• STATED GOAL
Copy out the listing in full, exactly as written, but not its pictures.

• DATA SHOWN
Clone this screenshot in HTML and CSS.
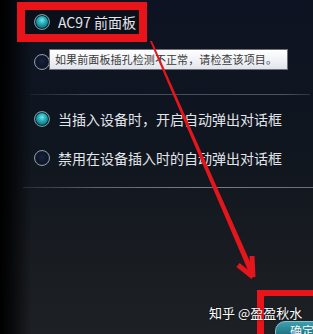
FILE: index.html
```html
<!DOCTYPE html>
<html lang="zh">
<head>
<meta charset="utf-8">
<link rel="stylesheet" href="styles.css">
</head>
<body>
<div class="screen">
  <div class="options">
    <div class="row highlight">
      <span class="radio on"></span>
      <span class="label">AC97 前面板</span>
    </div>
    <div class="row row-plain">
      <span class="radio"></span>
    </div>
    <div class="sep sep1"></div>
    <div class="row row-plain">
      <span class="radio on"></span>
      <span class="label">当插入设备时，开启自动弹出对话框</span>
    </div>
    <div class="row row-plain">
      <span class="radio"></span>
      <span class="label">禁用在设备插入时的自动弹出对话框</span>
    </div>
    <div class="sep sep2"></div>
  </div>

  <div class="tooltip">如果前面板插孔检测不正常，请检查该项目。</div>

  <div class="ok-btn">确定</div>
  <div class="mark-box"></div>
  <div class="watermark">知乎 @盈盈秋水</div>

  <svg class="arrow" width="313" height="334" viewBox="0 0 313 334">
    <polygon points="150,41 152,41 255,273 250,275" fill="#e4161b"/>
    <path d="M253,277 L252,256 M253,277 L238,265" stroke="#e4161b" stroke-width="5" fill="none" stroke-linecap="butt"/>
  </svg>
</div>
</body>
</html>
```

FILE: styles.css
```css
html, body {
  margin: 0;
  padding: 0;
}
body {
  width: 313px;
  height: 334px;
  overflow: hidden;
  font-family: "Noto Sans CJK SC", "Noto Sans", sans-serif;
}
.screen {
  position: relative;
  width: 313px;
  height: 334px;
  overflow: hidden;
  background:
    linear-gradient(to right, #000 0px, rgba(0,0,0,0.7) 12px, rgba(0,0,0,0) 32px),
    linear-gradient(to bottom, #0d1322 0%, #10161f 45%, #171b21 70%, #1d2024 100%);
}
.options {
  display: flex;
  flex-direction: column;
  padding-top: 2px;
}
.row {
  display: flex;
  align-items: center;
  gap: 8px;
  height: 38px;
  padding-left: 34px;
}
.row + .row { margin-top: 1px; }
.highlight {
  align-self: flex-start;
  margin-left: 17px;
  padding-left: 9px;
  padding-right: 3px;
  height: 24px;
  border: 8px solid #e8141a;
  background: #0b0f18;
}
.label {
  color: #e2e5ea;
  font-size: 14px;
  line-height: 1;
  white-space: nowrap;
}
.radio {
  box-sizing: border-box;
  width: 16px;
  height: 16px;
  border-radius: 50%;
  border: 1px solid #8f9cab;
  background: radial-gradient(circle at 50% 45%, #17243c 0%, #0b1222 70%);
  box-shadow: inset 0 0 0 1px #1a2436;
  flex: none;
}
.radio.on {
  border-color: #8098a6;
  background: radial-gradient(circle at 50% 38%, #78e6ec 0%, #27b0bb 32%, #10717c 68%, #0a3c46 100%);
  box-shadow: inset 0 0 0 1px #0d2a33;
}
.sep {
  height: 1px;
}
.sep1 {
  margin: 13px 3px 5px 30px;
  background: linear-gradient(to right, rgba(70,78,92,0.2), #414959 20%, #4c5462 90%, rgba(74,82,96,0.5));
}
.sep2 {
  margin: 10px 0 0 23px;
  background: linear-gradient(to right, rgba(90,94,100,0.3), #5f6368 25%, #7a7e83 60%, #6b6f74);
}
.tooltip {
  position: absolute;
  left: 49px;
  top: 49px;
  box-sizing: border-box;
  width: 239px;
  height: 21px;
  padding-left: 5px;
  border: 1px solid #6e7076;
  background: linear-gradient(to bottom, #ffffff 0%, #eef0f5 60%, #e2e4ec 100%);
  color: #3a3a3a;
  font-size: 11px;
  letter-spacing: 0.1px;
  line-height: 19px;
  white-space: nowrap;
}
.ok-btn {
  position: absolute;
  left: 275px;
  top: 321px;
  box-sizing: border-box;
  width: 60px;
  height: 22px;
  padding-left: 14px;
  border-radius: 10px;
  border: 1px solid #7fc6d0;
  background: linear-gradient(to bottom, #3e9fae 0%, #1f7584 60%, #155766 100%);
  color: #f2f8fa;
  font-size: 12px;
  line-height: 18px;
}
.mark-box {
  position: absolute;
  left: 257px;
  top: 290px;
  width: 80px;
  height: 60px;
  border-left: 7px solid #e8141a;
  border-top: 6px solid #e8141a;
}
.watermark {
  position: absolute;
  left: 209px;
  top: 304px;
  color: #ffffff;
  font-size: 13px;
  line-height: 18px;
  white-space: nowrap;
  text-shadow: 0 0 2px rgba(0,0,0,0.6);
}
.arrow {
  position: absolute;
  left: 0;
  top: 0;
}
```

• RESULT OF THE TASK
Clone this screenshot in HTML and CSS.
FILE: index.html
```html
<!DOCTYPE html>
<html lang="zh">
<head>
<meta charset="utf-8">
<link rel="stylesheet" href="styles.css">
</head>
<body>
<div class="screen">
  <div class="options">
    <div class="row highlight">
      <span class="radio on"></span>
      <span class="label">AC97 前面板</span>
    </div>
    <div class="row row-plain">
      <span class="radio"></span>
    </div>
    <div class="sep sep1"></div>
    <div class="row row-plain">
      <span class="radio on"></span>
      <span class="label">当插入设备时，开启自动弹出对话框</span>
    </div>
    <div class="row row-plain">
      <span class="radio"></span>
      <span class="label">禁用在设备插入时的自动弹出对话框</span>
    </div>
    <div class="sep sep2"></div>
  </div>

  <div class="tooltip">如果前面板插孔检测不正常，请检查该项目。</div>

  <div class="ok-btn">确定</div>
  <div class="mark-box"></div>
  <div class="watermark">知乎 @盈盈秋水</div>

  <svg class="arrow" width="313" height="334" viewBox="0 0 313 334">
    <polygon points="150,41 152,41 255,273 250,275" fill="#e4161b"/>
    <path d="M253,277 L252,256 M253,277 L238,265" stroke="#e4161b" stroke-width="5" fill="none" stroke-linecap="butt"/>
  </svg>
</div>
</body>
</html>
```

FILE: styles.css
```css
html, body {
  margin: 0;
  padding: 0;
}
body {
  width: 313px;
  height: 334px;
  overflow: hidden;
  font-family: "Noto Sans CJK SC", "Noto Sans", sans-serif;
}
.screen {
  position: relative;
  width: 313px;
  height: 334px;
  overflow: hidden;
  background:
    linear-gradient(to right, #000 0px, rgba(0,0,0,0.7) 12px, rgba(0,0,0,0) 32px),
    linear-gradient(to bottom, #0d1322 0%, #10161f 45%, #171b21 70%, #1d2024 100%);
}
.options {
  display: flex;
  flex-direction: column;
  padding-top: 2px;
}
.row {
  display: flex;
  align-items: center;
  gap: 8px;
  height: 38px;
  padding-left: 34px;
}
.row + .row { margin-top: 1px; }
.highlight {
  align-self: flex-start;
  margin-left: 17px;
  padding-left: 9px;
  padding-right: 3px;
  height: 24px;
  border: 8px solid #e8141a;
  background: #0b0f18;
}
.label {
  color: #e2e5ea;
  font-size: 14px;
  line-height: 1;
  white-space: nowrap;
}
.radio {
  box-sizing: border-box;
  width: 16px;
  height: 16px;
  border-radius: 50%;
  border: 1px solid #8f9cab;
  background: radial-gradient(circle at 50% 45%, #17243c 0%, #0b1222 70%);
  box-shadow: inset 0 0 0 1px #1a2436;
  flex: none;
}
.radio.on {
  border-color: #8098a6;
  background: radial-gradient(circle at 50% 38%, #78e6ec 0%, #27b0bb 32%, #10717c 68%, #0a3c46 100%);
  box-shadow: inset 0 0 0 1px #0d2a33;
}
.sep {
  height: 1px;
}
.sep1 {
  margin: 13px 3px 5px 30px;
  background: linear-gradient(to right, rgba(70,78,92,0.2), #414959 20%, #4c5462 90%, rgba(74,82,96,0.5));
}
.sep2 {
  margin: 10px 0 0 23px;
  background: linear-gradient(to right, rgba(90,94,100,0.3), #5f6368 25%, #7a7e83 60%, #6b6f74);
}
.tooltip {
  position: absolute;
  left: 49px;
  top: 49px;
  box-sizing: border-box;
  width: 239px;
  height: 21px;
  padding-left: 5px;
  border: 1px solid #6e7076;
  background: linear-gradient(to bottom, #ffffff 0%, #eef0f5 60%, #e2e4ec 100%);
  color: #3a3a3a;
  font-size: 11px;
  letter-spacing: 0.1px;
  line-height: 19px;
  white-space: nowrap;
}
.ok-btn {
  position: absolute;
  left: 275px;
  top: 321px;
  box-sizing: border-box;
  width: 60px;
  height: 22px;
  padding-left: 14px;
  border-radius: 10px;
  border: 1px solid #7fc6d0;
  background: linear-gradient(to bottom, #3e9fae 0%, #1f7584 60%, #155766 100%);
  color: #f2f8fa;
  font-size: 12px;
  line-height: 18px;
}
.mark-box {
  position: absolute;
  left: 257px;
  top: 290px;
  width: 80px;
  height: 60px;
  border-left: 7px solid #e8141a;
  border-top: 6px solid #e8141a;
}
.watermark {
  position: absolute;
  left: 209px;
  top: 304px;
  color: #ffffff;
  font-size: 13px;
  line-height: 18px;
  white-space: nowrap;
  text-shadow: 0 0 2px rgba(0,0,0,0.6);
}
.arrow {
  position: absolute;
  left: 0;
  top: 0;
}
```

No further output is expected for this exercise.